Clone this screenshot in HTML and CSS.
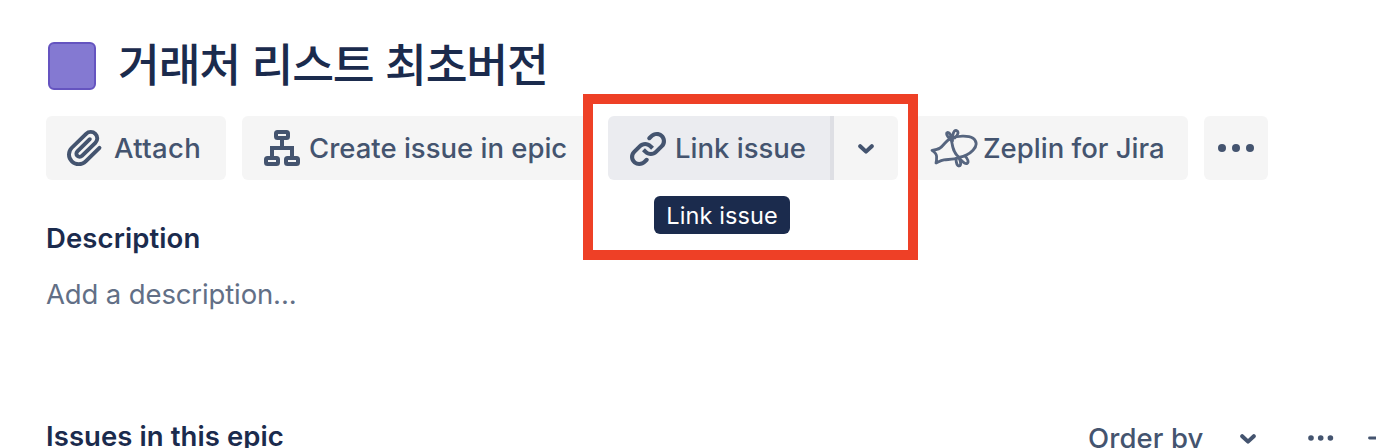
FILE: index.html
```html
<!DOCTYPE html>
<html lang="ko">
<head>
<meta charset="utf-8">
<title>거래처 리스트 최초버전</title>
<link rel="stylesheet" href="styles.css">
</head>
<body>
<main class="issue">
  <header class="issue-header">
    <span class="epic-color"></span>
    <h1 class="issue-title">거래처 리스트 최초버전</h1>
  </header>

  <div class="toolbar">
    <button class="btn btn-attach">
      <svg class="icon" viewBox="0 0 24 24"><path fill="currentColor" d="M11.643 17.965c-1.53 1.495-4.016 1.496-5.542.004a3.773 3.773 0 01.002-5.412l7.147-6.985a2.316 2.316 0 013.233-.003c.893.873.895 2.282.004 3.153l-6.703 6.55a.653.653 0 01-.914-.008.62.62 0 010-.902l6.229-6.087a.941.941 0 000-1.353.995.995 0 00-1.384 0l-6.23 6.087a2.502 2.502 0 000 3.607 2.643 2.643 0 003.683.009l6.703-6.55a4.074 4.074 0 00-.003-5.859 4.306 4.306 0 00-6.002.003l-7.148 6.985a5.655 5.655 0 00-.001 8.118c2.29 2.24 6.017 2.24 8.31-.001l6.91-6.754a.94.94 0 000-1.353.995.995 0 00-1.384 0l-6.91 6.754z"/></svg>
      <span class="label label-attach">Attach</span>
    </button>
    <button class="btn btn-create">
      <svg class="icon" viewBox="0 0 48 48" fill="none" stroke="currentColor" stroke-width="4"><rect x="18" y="8" width="12" height="6" rx="1.5"/><rect x="8" y="34" width="12" height="6" rx="1.5"/><rect x="28" y="34" width="12" height="6" rx="1.5"/><path d="M24 16v8M14 33v-9h20v9"/></svg>
      <span class="label label-create">Create issue in epic</span>
    </button>
    <div class="split">
      <button class="btn btn-link">
        <svg class="icon" viewBox="0 0 24 24"><path fill="currentColor" d="M12.856 5.457l-.937.92a1.002 1.002 0 000 1.437 1.047 1.047 0 001.463 0l.984-.966c.967-.95 2.542-1.135 3.602-.288a2.54 2.54 0 01.203 3.81l-2.903 2.852a2.646 2.646 0 01-3.696 0l-1.11-1.09L9 13.57l1.108 1.089c1.822 1.788 4.802 1.788 6.622 0l2.905-2.852a4.558 4.558 0 00-.357-6.82c-1.893-1.517-4.695-1.226-6.422.47M11.144 19.543l.937-.92a1.002 1.002 0 000-1.437 1.047 1.047 0 00-1.462 0l-.985.966c-.967.95-2.542 1.135-3.602.288a2.54 2.54 0 01-.203-3.81l2.903-2.852a2.646 2.646 0 013.696 0l1.11 1.09L15 11.43l-1.108-1.089c-1.822-1.788-4.802-1.788-6.622 0l-2.905 2.852a4.558 4.558 0 00.357 6.82c1.893 1.517 4.695 1.226 6.422-.47"/></svg>
        <span class="label label-link">Link issue</span>
      </button>
      <button class="btn btn-caret">
        <svg class="caret" viewBox="0 0 16 10"><path d="M2.2 2.2L8 7.6l5.8-5.4"/></svg>
      </button>
      <span class="tooltip">Link issue</span>
      <span class="highlight"></span>
    </div>
    <button class="btn btn-zeplin">
      <svg class="zeplin" viewBox="0 0 48 40"><path d="M21 10.3C27 7.8 38 7 43 10.2C47.5 13.5 47 18 43 22.3C39.5 26 35 28.3 29 29.3M21 10.3C16 12 14 17.5 10 20C8 21.4 5 22 2 22.3C5 24.3 6.6 26 6.6 28.5C6.7 31 6.5 33 6 35C9 33.5 11 32.2 14 31.8C19 31.2 24 32 29 29.3M21 10.3C22.5 16 22 24 29 29.3"/><path d="M22.5 13C19 10.5 15.5 6.5 17 4.8C19 3.3 21.8 8 22.5 13C22 8 23.5 2.3 26 2.3C29.3 3 28.5 7.5 24 10.5M26 30C26 34 27 38 29 38C31.5 37.5 31 33.500 28.500 29.300C31 32 34.500 36.500 37 35.500C39.300 34 37.500 30.500 35 28"/></svg>
      <span class="label label-zeplin">Zeplin for Jira</span>
    </button>
    <button class="btn btn-more">
      <svg class="more" viewBox="0 0 36 8" fill="currentColor"><circle cx="4" cy="4" r="4"/><circle cx="18" cy="4" r="4"/><circle cx="32" cy="4" r="4"/></svg>
    </button>
  </div>

  <h2 class="section-title description-title">Description</h2>
  <p class="placeholder">Add a description...</p>

  <div class="children-header">
    <h2 class="section-title children-title">Issues in this epic</h2>
    <div class="children-actions">
      <span class="order-by">Order by</span>
      <svg class="caret caret-order" viewBox="0 0 16 10"><path d="M2.2 2.2L8 7.6l5.8-5.4"/></svg>
      <svg class="more-small" viewBox="0 0 26 6" fill="currentColor"><circle cx="3" cy="3" r="2.8"/><circle cx="12.7" cy="3" r="2.8"/><circle cx="22.4" cy="3" r="2.8"/></svg>
      <svg class="plus" viewBox="0 0 24 24"><path d="M1.500 12h21M12 1.500v21"/></svg>
    </div>
  </div>
</main>
</body>
</html>
```

FILE: styles.css
```css
* { box-sizing: border-box; }

body {
  margin: 0;
  height: 448px;
  overflow: hidden;
  background: #fff;
  color: #1b2b4d;
  font-family: Inter, "Noto Sans CJK KR", sans-serif;
}

.issue { padding: 42px 0 0 46px; height: 448px; overflow: hidden; }

.issue-header {
  display: flex;
  align-items: center;
  gap: 22px;
  height: 48px;
  padding-left: 2px;
}

.epic-color {
  width: 48px;
  height: 48px;
  border: 2px solid #6554c0;
  border-radius: 6px;
  background: #8479d2;
}

.issue-title {
  margin: 0;
  padding-bottom: 9px;
  font: 500 45.5px/60px "Noto Sans CJK KR", sans-serif;
  letter-spacing: -1.2px;
  white-space: nowrap;
}

.toolbar { display: flex; gap: 16px; margin-top: 26px; height: 64px; }

.btn {
  display: flex;
  align-items: center;
  flex: none;
  height: 64px;
  margin: 0;
  padding: 0;
  border: 0;
  border-radius: 6px;
  background: #f5f5f5;
  color: #44546f;
  font: 500 27.5px/40px Inter, sans-serif;
  white-space: nowrap;
}

.btn-attach { width: 180px; padding-left: 15px; }
.btn-create { width: 350px; padding-left: 16px; }
.btn-link {
  width: 226px;
  padding-left: 16px;
  border-right: 4px solid #dedfe4;
  border-radius: 6px 0 0 6px;
  background: #ebecf0;
}
.btn-caret { width: 64px; justify-content: center; border-radius: 0 6px 6px 0; }
.btn-caret .caret { margin-top: 2px; }
.btn-zeplin { width: 274px; padding-left: 16px; }
.btn-more { width: 64px; justify-content: center; }

.icon { flex: none; width: 48px; height: 48px; }
.label { margin-left: 5px; }
.label-attach { letter-spacing: 0.35px; }
.label-create { margin-left: 3px; }
.label-link { margin-left: 3px; }

.caret { flex: none; width: 16px; height: 10px; }
.caret path {
  fill: none;
  stroke: #44546f;
  stroke-width: 4;
  stroke-linecap: round;
  stroke-linejoin: round;
}
.more { width: 36px; height: 8px; }
.zeplin {
  flex: none;
  width: 48px;
  height: 40px;
  fill: none;
  stroke: #56657f;
  stroke-width: 2.8;
  stroke-linejoin: round;
}

.split { position: relative; display: flex; }

.tooltip {
  position: absolute;
  top: 80px;
  left: 46px;
  width: 136px;
  height: 38px;
  border-radius: 6px;
  background: #1b2b4d;
  color: #fff;
  font-size: 23.5px;
  line-height: 39px;
  letter-spacing: 0.1px;
  text-align: center;
  white-space: nowrap;
}

.highlight {
  position: absolute;
  z-index: 1;
  top: -22px;
  left: -25px;
  width: 335px;
  height: 166px;
  border: 10px solid #ee4026;
  pointer-events: none;
}

.section-title { margin: 0; font-weight: 600; font-size: 27.5px; line-height: 40px; }
.description-title { margin-top: 38px; letter-spacing: 0.1px; }

.placeholder {
  margin: 16px 0 0;
  color: #626f86;
  font-size: 27.5px;
  line-height: 40px;
  letter-spacing: -0.13px;
}

.children-header {
  display: flex;
  justify-content: space-between;
  margin-top: 102px;
  height: 40px;
}
.children-title { letter-spacing: 0.08px; }

.children-actions {
  display: flex;
  flex: none;
  align-items: center;
  width: 288px;
  height: 44px;
  color: #44546f;
}
.order-by {
  flex: none;
  width: 152px;
  font-weight: 500;
  font-size: 27.5px;
  line-height: 40px;
  letter-spacing: 0.1px;
}
.caret-order { margin-top: 2px; }
.more-small { flex: none; width: 26px; height: 6px; margin-left: 52px; }
.plus { flex: none; width: 24px; height: 24px; margin-left: 34px; }
.plus path { fill: none; stroke: #44546f; stroke-width: 2.8; stroke-linecap: round; }
```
----
**Task prompt**
Report every line containing the word "this" from the listing above.

**Complete response**
Clone this screenshot in HTML and CSS.
    <h2 class="section-title children-title">Issues in this epic</h2>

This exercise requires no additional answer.